In parallelogram ABCD, E is a point in AB and DE meets diagonal AC at point F. If DF : FE = 5 : 3 and area of △ ADF is 60 cm²; find :

(i) area of △ ADE

(ii) if AE : EB = 4 : 5, find the area of △ ADB.

(iii) also, find area of parallelogram ABCD.

We know that,

Ratio of the area of triangles with same vertex and bases along the same line is equal to the ratio of their respective bases.

(i) △ ADF and △ AFE have same vertex A and their bases are on the same straight line DE.

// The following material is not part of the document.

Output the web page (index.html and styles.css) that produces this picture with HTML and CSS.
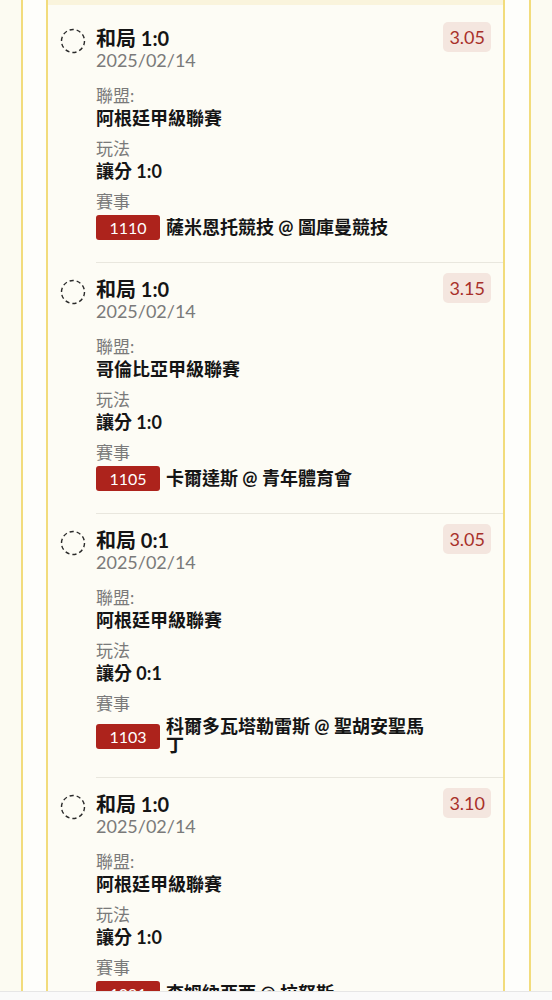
FILE: index.html
```html
<!DOCTYPE html>
<html lang="zh-Hant">
<head>
<meta charset="utf-8">
<title>投注記錄</title>
<link rel="stylesheet" href="styles.css">
</head>
<body>
<div class="Page">
  <div class="Card">
    <div class="CardTop"></div>

    <div class="Bet">
      <svg class="Pick" viewBox="0 0 26 26"><circle cx="13" cy="13" r="11.5"/></svg>
      <div class="BetBody">
        <div class="BetInfo">
          <div class="BetTitle">和局 1:0</div>
          <div class="BetDate">2025/02/14</div>
          <div class="Field">
            <div class="Label">聯盟:</div>
            <div class="Value">阿根廷甲級聯賽</div>
          </div>
          <div class="Field">
            <div class="Label">玩法</div>
            <div class="Value">讓分 1:0</div>
          </div>
          <div class="Field">
            <div class="Label">賽事</div>
            <div class="Match"><span class="MatchNo">1110</span><span class="MatchName">薩米恩托競技 @ 圖庫曼競技</span></div>
          </div>
        </div>
        <div class="Odds">3.05</div>
      </div>
    </div>

    <div class="Bet">
      <svg class="Pick" viewBox="0 0 26 26"><circle cx="13" cy="13" r="11.5"/></svg>
      <div class="BetBody">
        <div class="BetInfo">
          <div class="BetTitle">和局 1:0</div>
          <div class="BetDate">2025/02/14</div>
          <div class="Field">
            <div class="Label">聯盟:</div>
            <div class="Value">哥倫比亞甲級聯賽</div>
          </div>
          <div class="Field">
            <div class="Label">玩法</div>
            <div class="Value">讓分 1:0</div>
          </div>
          <div class="Field">
            <div class="Label">賽事</div>
            <div class="Match"><span class="MatchNo">1105</span><span class="MatchName">卡爾達斯 @ 青年體育會</span></div>
          </div>
        </div>
        <div class="Odds">3.15</div>
      </div>
    </div>

    <div class="Bet">
      <svg class="Pick" viewBox="0 0 26 26"><circle cx="13" cy="13" r="11.5"/></svg>
      <div class="BetBody">
        <div class="BetInfo">
          <div class="BetTitle">和局 0:1</div>
          <div class="BetDate">2025/02/14</div>
          <div class="Field">
            <div class="Label">聯盟:</div>
            <div class="Value">阿根廷甲級聯賽</div>
          </div>
          <div class="Field">
            <div class="Label">玩法</div>
            <div class="Value">讓分 0:1</div>
          </div>
          <div class="Field">
            <div class="Label">賽事</div>
            <div class="Match"><span class="MatchNo">1103</span><span class="MatchName">科爾多瓦塔勒雷斯 @ 聖胡安聖馬丁</span></div>
          </div>
        </div>
        <div class="Odds">3.05</div>
      </div>
    </div>

    <div class="Bet">
      <svg class="Pick" viewBox="0 0 26 26"><circle cx="13" cy="13" r="11.5"/></svg>
      <div class="BetBody">
        <div class="BetInfo">
          <div class="BetTitle">和局 1:0</div>
          <div class="BetDate">2025/02/14</div>
          <div class="Field">
            <div class="Label">聯盟:</div>
            <div class="Value">阿根廷甲級聯賽</div>
          </div>
          <div class="Field">
            <div class="Label">玩法</div>
            <div class="Value">讓分 1:0</div>
          </div>
          <div class="Field">
            <div class="Label">賽事</div>
            <div class="Match"><span class="MatchNo">1091</span><span class="MatchName">查姆納亞西 @ 拉努斯</span></div>
          </div>
        </div>
        <div class="Odds">3.10</div>
      </div>
    </div>
  </div>
</div>
<div class="BottomBar"></div>
</body>
</html>
```

FILE: styles.css
```css
body { margin: 0; background: #fcfbf2; font-family: Lato, "Noto Sans CJK TC", sans-serif; color: #151515; }
.Page { margin: 0 21px; padding: 0 24px 0 23px; border-left: 2px solid #f2dc7c; border-right: 2px solid #f2dc7c; background: #fefefb; }
.Card { border-left: 2px solid #f2dc7c; border-right: 2px solid #f2dc7c; background: #fdfcf5; padding-bottom: 40px; }
.CardTop { height: 5px; background: #faf4dc; margin-bottom: 7px; }

.Bet { display: flex; padding-left: 12px; }
.Pick { flex: none; width: 26px; height: 26px; margin: 16px 10px 0 0; fill: none; stroke: #2a2a2a; stroke-width: 1.4; stroke-dasharray: 4.2 3; }
.BetBody { flex: 1; display: flex; padding: 15px 12px 22px 0; border-bottom: 1px solid #e9e7de; }
.BetInfo { flex: 1; padding-right: 12px; }
.BetTitle { font-size: 20px; line-height: 23px; font-weight: bold; }
.BetDate { font-size: 18px; line-height: 20px; color: #7a7a7a; margin-bottom: 16px; }

.Field + .Field { margin-top: 9px; }
.Label { font-size: 17px; line-height: 20px; color: #7a7a7a; }
.Value { font-size: 18px; line-height: 24px; font-weight: bold; }

.Match { display: flex; align-items: center; margin-top: 3px; min-height: 25px; }
.MatchNo { flex: none; width: 64px; height: 25px; line-height: 25px; margin-right: 6px; border-radius: 3px; background: #ad231c; color: #fff; font-size: 16px; text-align: center; }
.MatchName { font-size: 18px; line-height: 19px; font-weight: bold; }

.Odds { flex: none; align-self: flex-start; margin-top: -5px; padding: 0 6px; height: 30px; line-height: 30px; border-radius: 5px; background: #f4e6df; color: #a8302a; font-size: 18px; }

.BottomBar { position: fixed; left: 0; right: 0; bottom: 0; height: 8px; background: #fafafa; border-top: 1px solid #e6e6e6; }
```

$\therefore \dfrac{\text{Area of △ ADF}}{\text{Area of △ AFE}} = \dfrac{DF}{FE} \\[1em] \Rightarrow \dfrac{60}{\text{Area of △ AFE}} = \dfrac{5}{3} \\[1em] \Rightarrow \text{Area of △ AFE} = \dfrac{60 \times 3}{5} = \dfrac{180}{5} = 36 \text{ cm}^2.$

From figure,

Area of △ ADE = Area of △ ADF + Area of △ AFE = 60 + 36 = 96 cm².

Hence, area of △ ADE = 96 cm².

(ii) △ ADE and △ EDB have same vertex D and their bases are on the same straight line AB.

$\therefore \dfrac{\text{Area of △ ADE}}{\text{Area of △ EDB}} = \dfrac{AE}{EB} \\[1em] \Rightarrow \dfrac{96}{\text{Area of △ EDB}} = \dfrac{4}{5} \\[1em] \Rightarrow \text{Area of △ EDB} = \dfrac{96 \times 5}{4} = \dfrac{480}{4} = 120 \text{ cm}^2.$

From figure,

Area of △ ADB = Area of △ ADE + Area of △ EDB = 96 + 120 = 216 cm².

Hence, area of △ ADB = 216 cm².

(iii) We know that,

Diagonal of a parallelogram divides it into two triangles of equal area.

Area of parallelogram ABCD = 2 × Area of △ ADB = 2 × 216 = 432 cm².

Hence, area of || gm ABCD = 432 cm².